8. Naturally Idempotent Design

The cheapest idempotency is the kind you do not have to bolt on, because the operation is idempotent by construction. Whenever you can express a write so that applying it twice yields the same end state as applying it once, you sidestep the whole machinery of keys and dedup stores. Several common shapes have this property.

# naturally idempotent: set absolute state, not a delta
account.set_balance(target=500)       # safe to run twice

# conditional write: retry becomes a no-op
update order set status="PAID"
  where id = 42 and status = "PENDING" # second run matches nothing
A good instinct in design reviews: before reaching for idempotency keys, ask whether the operation can simply be reshaped to be idempotent on its own. Set-to-state, conditional writes, and content-derived ids remove duplicates at the source instead of cleaning them up after the fact.

9. Summary

Idempotency is the discipline that lets a system retry freely without doubling its effects.
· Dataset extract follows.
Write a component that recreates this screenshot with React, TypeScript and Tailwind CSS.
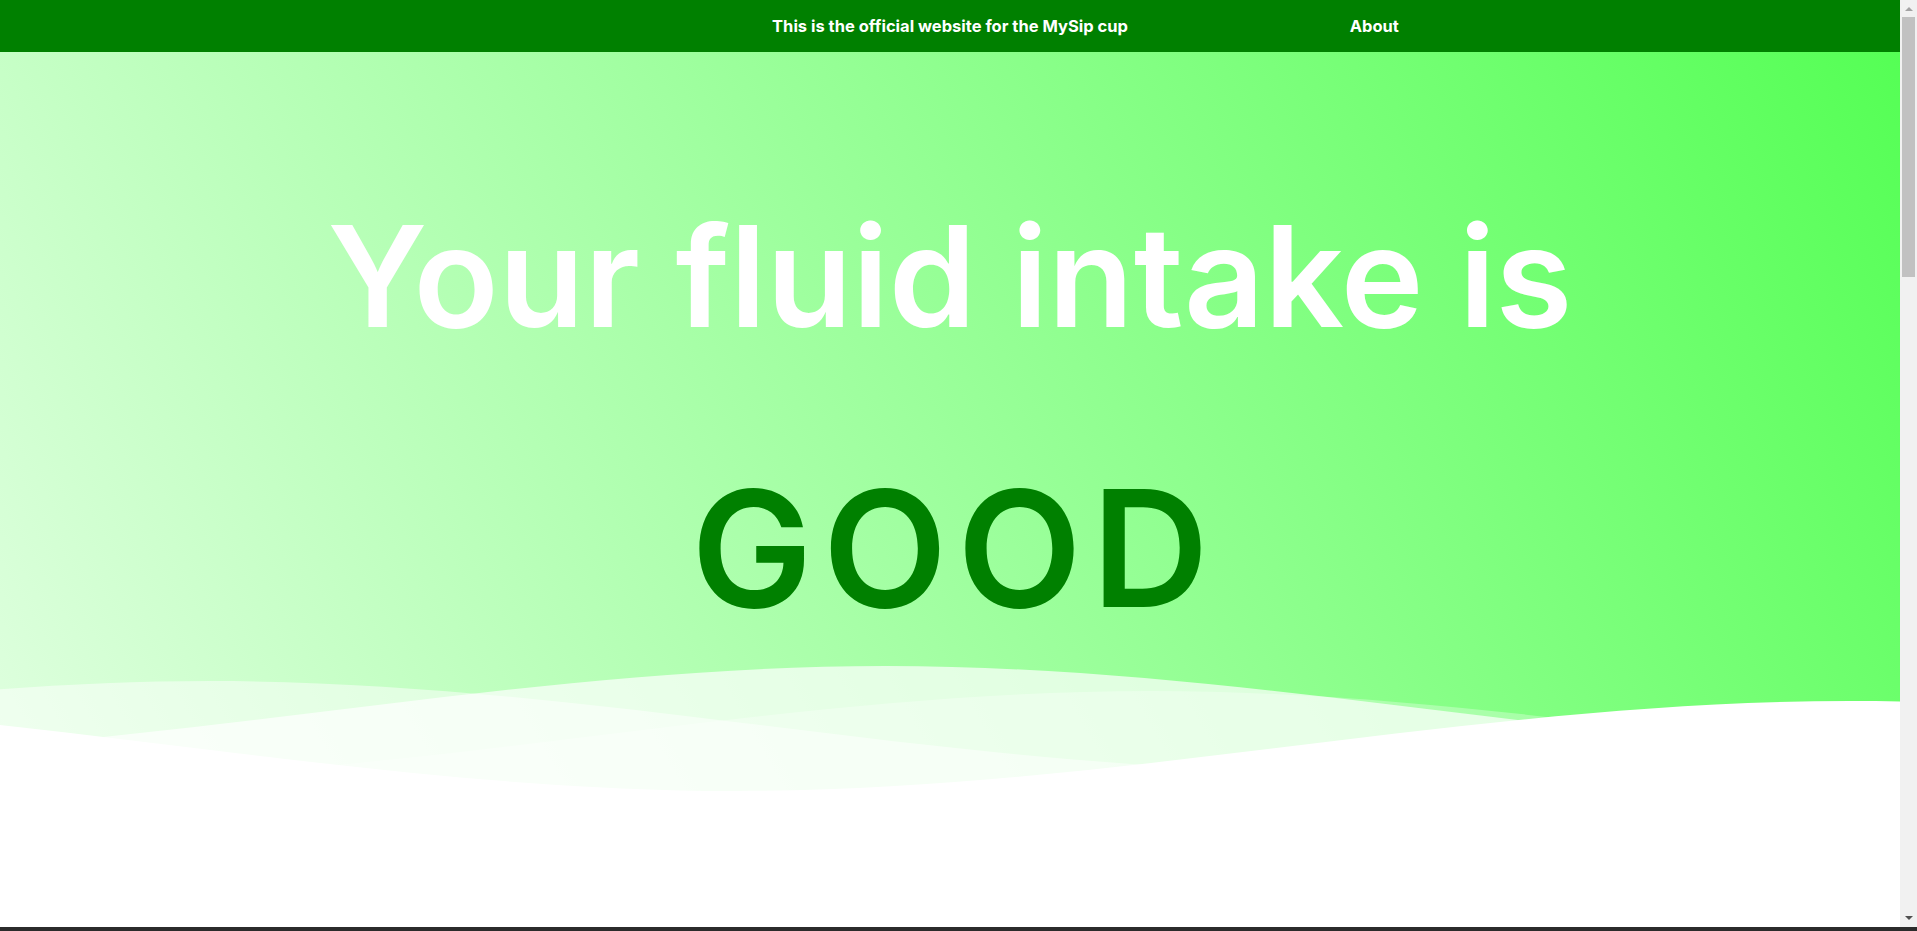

The pieces reinforce one another:

ConcernMechanism
Why must we retry at all?A lost response is indistinguishable from a lost request, so retrying is the only safe move.
Why do retries hurt?Writes with side effects (charges, orders) get applied twice.
How do we identify a logical request?A client-generated idempotency key, reused across all its retries.
How does the server dedup?A dedup store mapping key → status, response, TTL.
How do we survive concurrent retries?Claim the key first via a unique constraint; losers replay the result.
What can we actually guarantee?Not exactly-once delivery, but exactly-once effect via at-least-once + dedup.
How do we publish events reliably?The transactional outbox: event and data commit together; a relay publishes once.
How do we avoid the problem entirely?Naturally idempotent operations: upserts, conditional writes, deterministic ids.
The through-line: you cannot stop duplicates from being delivered, so you make them harmless. Keys give every operation an identity, the dedup store remembers what was done, a unique constraint tames the concurrent case, and naturally idempotent writes remove the problem where you can.